Wednesday, January 15, 2025

There has been a major decline in homicides in Guerrero: is fentanyl the reason?

Homicides in Guerrero declined by 44% in April compared to the same month last year, statistics show, continuing a downward trend that began more than six months ago.

There were 111 intentional homicides in the southern state last month, according to the National Public Security System (SNSP), compared to 201 in April 2018.

During the first four months of the year, there were 504 intentional homicides in Guerrero, a decline of 35% in comparison with the 774 murders recorded between January and April 2018.

Last month, some Guerrero municipalities recorded even greater declines than that recorded statewide.

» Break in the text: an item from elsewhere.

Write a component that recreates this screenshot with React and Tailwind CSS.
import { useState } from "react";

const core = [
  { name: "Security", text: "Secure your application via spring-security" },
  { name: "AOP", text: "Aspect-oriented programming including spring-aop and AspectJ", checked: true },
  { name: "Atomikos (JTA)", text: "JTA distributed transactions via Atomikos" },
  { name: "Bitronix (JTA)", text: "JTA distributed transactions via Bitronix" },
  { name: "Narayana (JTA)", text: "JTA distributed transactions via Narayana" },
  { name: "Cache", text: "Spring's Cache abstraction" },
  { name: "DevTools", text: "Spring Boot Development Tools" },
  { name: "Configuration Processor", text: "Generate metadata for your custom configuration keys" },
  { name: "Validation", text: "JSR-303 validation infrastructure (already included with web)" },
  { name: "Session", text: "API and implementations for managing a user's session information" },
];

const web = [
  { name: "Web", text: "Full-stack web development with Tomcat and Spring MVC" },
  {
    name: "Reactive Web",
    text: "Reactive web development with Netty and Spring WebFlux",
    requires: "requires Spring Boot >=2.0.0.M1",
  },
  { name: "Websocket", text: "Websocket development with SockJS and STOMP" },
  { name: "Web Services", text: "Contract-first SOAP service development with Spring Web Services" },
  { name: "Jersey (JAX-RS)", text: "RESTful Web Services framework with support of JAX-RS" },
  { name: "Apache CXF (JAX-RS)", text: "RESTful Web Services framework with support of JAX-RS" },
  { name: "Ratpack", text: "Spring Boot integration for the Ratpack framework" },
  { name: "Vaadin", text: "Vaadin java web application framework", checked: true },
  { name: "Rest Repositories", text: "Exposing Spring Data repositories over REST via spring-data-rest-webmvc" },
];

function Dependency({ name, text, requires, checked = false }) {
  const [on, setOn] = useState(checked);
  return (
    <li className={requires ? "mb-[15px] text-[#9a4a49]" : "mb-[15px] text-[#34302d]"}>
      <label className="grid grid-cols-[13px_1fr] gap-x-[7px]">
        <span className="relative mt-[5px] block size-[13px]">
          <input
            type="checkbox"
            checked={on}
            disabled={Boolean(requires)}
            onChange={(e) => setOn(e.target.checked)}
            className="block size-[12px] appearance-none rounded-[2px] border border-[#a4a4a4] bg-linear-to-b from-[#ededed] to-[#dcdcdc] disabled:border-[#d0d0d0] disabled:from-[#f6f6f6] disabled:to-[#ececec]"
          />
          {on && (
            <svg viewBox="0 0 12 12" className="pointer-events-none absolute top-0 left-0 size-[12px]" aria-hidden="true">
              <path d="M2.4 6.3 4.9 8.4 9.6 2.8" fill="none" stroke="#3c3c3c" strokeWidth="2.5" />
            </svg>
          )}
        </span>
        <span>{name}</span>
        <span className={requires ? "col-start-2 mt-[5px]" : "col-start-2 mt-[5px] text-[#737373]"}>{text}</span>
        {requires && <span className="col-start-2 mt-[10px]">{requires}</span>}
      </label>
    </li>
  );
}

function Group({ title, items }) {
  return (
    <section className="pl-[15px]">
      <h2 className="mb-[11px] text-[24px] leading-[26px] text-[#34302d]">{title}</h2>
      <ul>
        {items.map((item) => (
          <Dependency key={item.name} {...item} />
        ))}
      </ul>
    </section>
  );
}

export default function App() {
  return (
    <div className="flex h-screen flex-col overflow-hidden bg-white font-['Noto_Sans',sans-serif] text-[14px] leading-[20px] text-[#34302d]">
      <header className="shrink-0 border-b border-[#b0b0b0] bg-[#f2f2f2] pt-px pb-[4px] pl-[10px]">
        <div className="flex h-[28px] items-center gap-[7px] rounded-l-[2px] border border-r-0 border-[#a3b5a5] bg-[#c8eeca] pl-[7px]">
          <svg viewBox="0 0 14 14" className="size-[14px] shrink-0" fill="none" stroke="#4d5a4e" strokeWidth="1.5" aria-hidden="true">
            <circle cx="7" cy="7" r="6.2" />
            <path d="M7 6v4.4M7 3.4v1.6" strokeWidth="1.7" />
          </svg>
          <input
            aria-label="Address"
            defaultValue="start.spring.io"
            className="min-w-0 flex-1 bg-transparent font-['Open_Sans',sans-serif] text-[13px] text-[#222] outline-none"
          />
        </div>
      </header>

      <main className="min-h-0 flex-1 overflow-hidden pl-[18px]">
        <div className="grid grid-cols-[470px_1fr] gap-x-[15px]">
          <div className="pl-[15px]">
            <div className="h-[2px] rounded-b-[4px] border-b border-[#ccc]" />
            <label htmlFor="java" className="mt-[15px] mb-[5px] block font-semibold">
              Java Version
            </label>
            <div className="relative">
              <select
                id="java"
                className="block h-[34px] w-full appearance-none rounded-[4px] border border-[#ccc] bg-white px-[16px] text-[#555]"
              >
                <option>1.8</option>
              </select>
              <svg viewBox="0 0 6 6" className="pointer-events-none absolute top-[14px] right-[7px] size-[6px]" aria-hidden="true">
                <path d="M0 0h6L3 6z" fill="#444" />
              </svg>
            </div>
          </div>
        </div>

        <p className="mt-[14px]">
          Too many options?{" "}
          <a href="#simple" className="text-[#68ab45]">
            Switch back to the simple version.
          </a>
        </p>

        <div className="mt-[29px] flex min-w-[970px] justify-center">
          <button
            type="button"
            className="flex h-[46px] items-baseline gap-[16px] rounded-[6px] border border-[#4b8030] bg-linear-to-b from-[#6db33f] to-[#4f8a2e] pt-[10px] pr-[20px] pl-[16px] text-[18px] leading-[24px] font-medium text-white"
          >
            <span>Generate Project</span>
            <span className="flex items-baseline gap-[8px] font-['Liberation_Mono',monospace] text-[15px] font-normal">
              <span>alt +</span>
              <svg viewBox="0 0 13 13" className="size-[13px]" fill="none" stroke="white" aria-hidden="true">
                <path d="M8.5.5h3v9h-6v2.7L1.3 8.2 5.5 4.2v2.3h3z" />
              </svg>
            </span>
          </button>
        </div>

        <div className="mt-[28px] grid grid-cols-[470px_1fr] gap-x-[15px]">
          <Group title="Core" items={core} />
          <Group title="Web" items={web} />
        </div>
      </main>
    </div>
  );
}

Homicides in Acapulco – described by the Washington Post in 2017 as Mexico’s murder capital – fell 51%, while in the state capital Chilpancingo they declined 58%.

Iguala and Chilapa recorded even bigger drops, with homicide numbers decreasing by 67% and 70% respectively.

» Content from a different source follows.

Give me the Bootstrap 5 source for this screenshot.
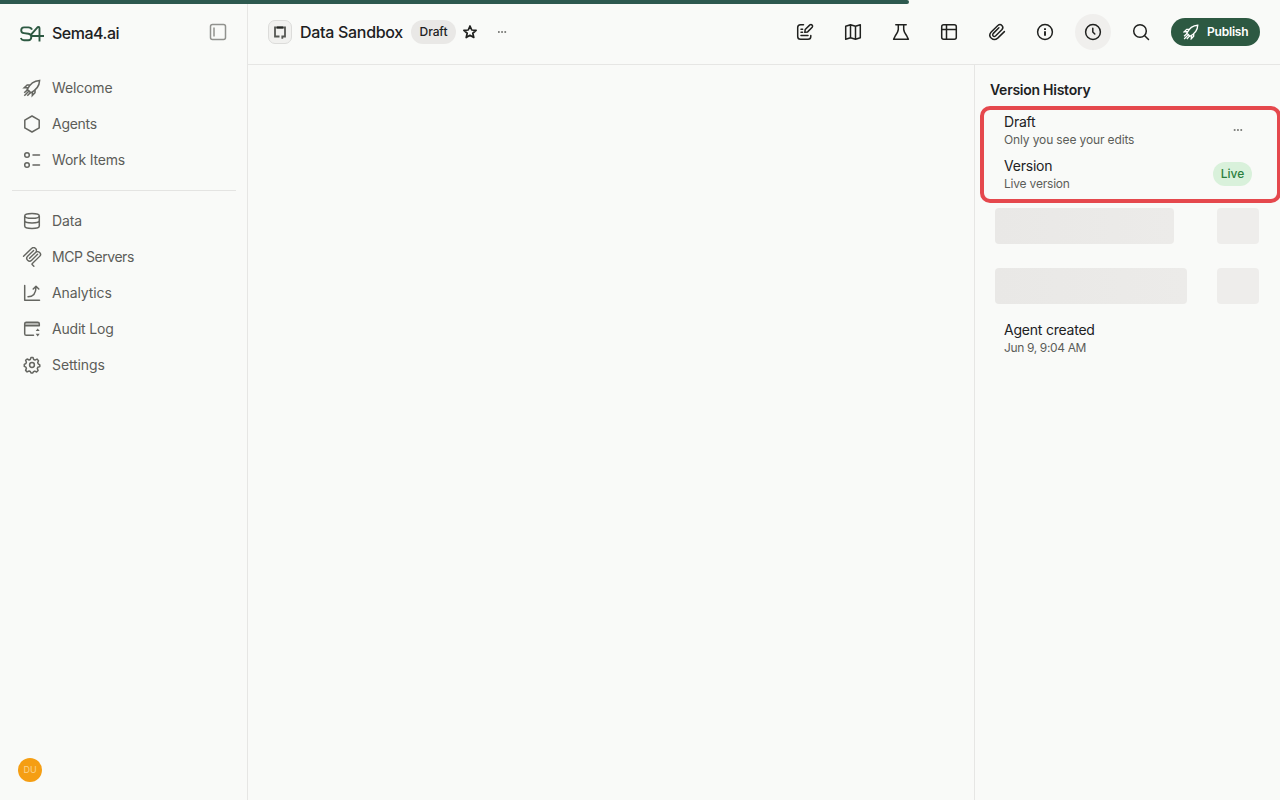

A report in the newspaper Milenio said the falling murder rates were the result of the security and social strategies implemented by Governor Héctor Astudillo Flores.

It specifically cited the rehabilitation of public spaces, including parks and beaches, and the construction and remodeling of schools as factors that have contributed to greater social cohesion and the reduction of violence.

However, writing in El Universal, security analyst Alejandro Hope presented a different theory.

Hope discounted a decision by the federal government to send 600 additional security elements to Acapulco and Chilpancingo in February, writing “that wouldn’t explain a decline that began several months before and which has extended to regions where there hasn’t been a greater federal deployment.”

Has there been a particularly successful security strategy implemented at a state and municipal level, he wondered.

“Perhaps, but it’s difficult to find something decisively new and different in the policies implemented by the state government or the municipal governments in the past year,” Hope wrote.

“The answer to the enigma could instead be in an external factor: the substitution of heroin with fentanyl . . . in the United States market,” the security analyst proposed.

Fentanyl – a synthetic opioid whose popularity in the United States has soared in recent years – and its precursor chemicals arrive in Mexico from China and other Asian countries. The drug is subsequently smuggled across the northern border into the United States by cartels, according to Mexican and American authorities.

The rising demand for fentanyl in the United states caused the price of opium gum to plummet by as much as 80% last year, according to a study completed by the Network of Researchers in International Affairs (Noria).

“That effect has been particularly notable in Guerrero, the main area of poppy production in Mexico,” Hope wrote.

“The contraction of the poppy economy has produced a social crisis in producing communities but it could [also] be generating a pacifying effect: there are less illicit transactions, less criminal income and fewer incentives to resolve disputes with bullets,” he continued.

“If that hypothesis is correct, we could be facing a structural reduction of violence in Guerrero and given the relative weight of the state (in 2018, one of 12 homicides in the country was recorded in Guerrero’s territory), that would be noted in national statistics.”